I'm interested in both, though it looks like my old file primarily (maybe entirely) relies on the automatic breaks inserted by the software. Darn.
Depending on the advice on conversion, we'll have to decide whether to spend our time making changes to the Word document (such as inserting manual page breaks) or just adding the appropriate <pb> encoding in the XML file post-conversion.
From: TEI (Text Encoding Initiative) public discussion list [mailto:[log in to unmask]] On Behalf Of Kevin Hawkins
Sent: Wednesday, April 03, 2013 1:21 PM
To: [log in to unmask]
Subject: Re: Word to TEI: capturing page breaks?
On 2:59 PM, Sebastian Rahtz wrote:
> On 2 Apr 2013, at 20:08, Dana Dorman<[log in to unmask]>
>> Is there a simple way to retain MS Word page breaks in transformations from .doc files to TEI P5 XML?

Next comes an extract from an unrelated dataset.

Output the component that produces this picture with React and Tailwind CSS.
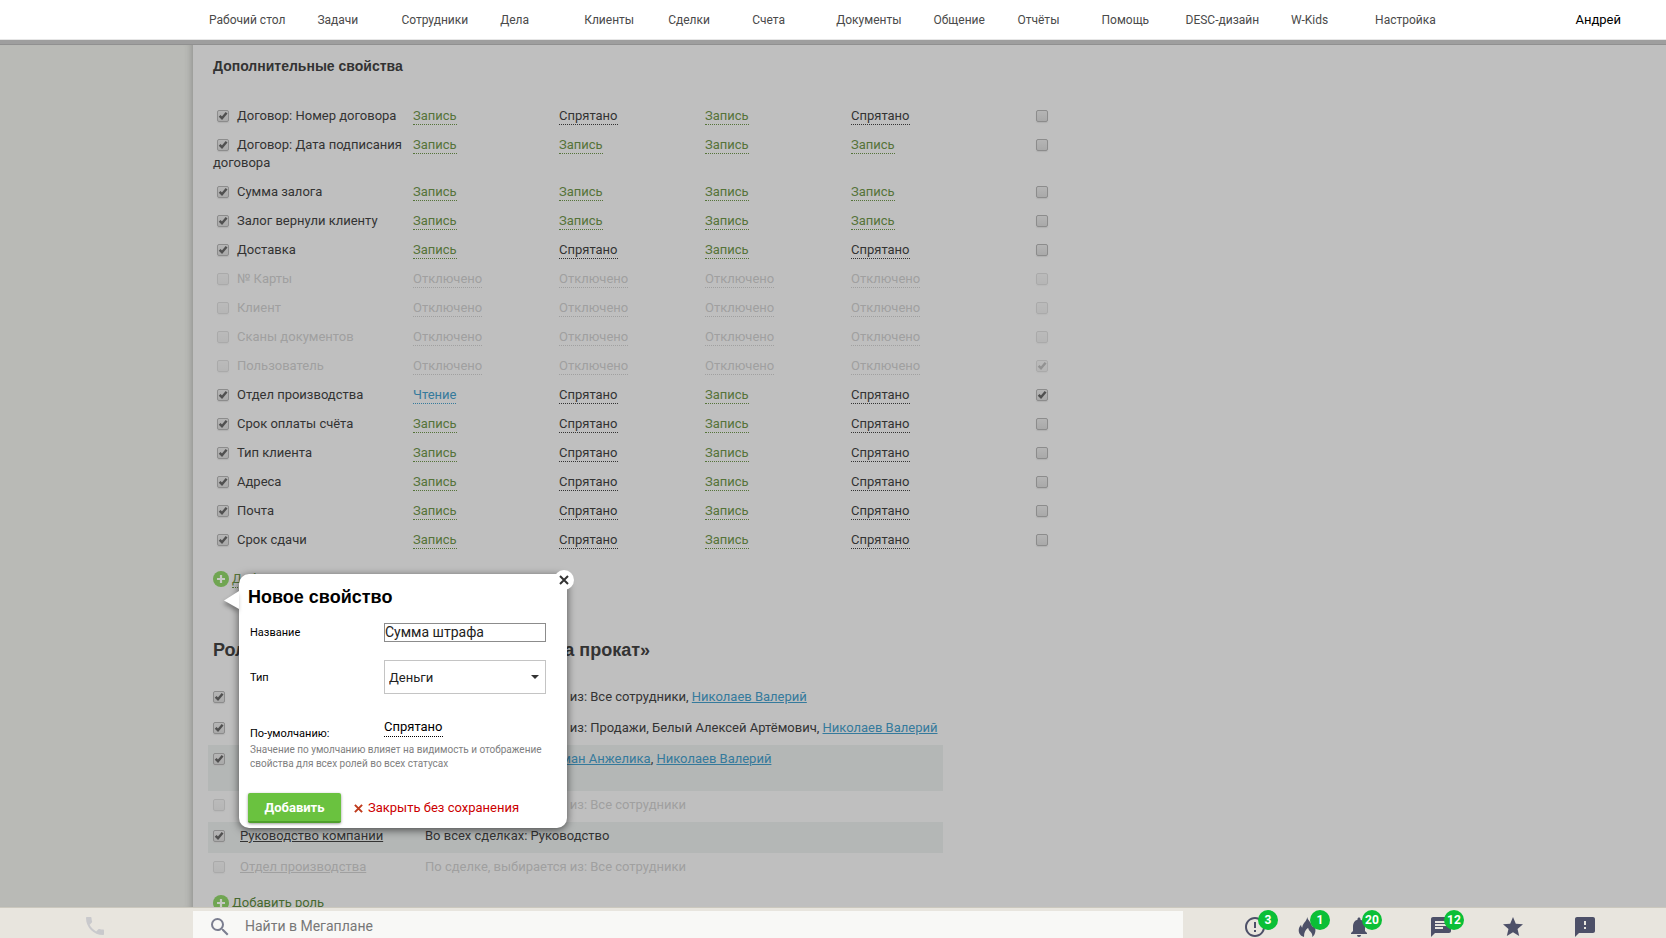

> I see no problem in converting Word page breaks to<pb/> in general;
> getting them out of ODT should be easy too, if needed.
There are different types of page breaks in word processors, so I'd like to clarify for everyone involved.
There's the kind that forces a break at that point, which you insert manually. This has various subtypes: some start a new "section"
(important for the size of margins etc.), whereas others continue in the same section.
But then there's also the kind of breaks that just happen to occur because that's where the text flows. If you edit the text, it reflows, and the break occurs at a different point.
Dana, which are you interested in? And Sebastian, which do you see no problem with?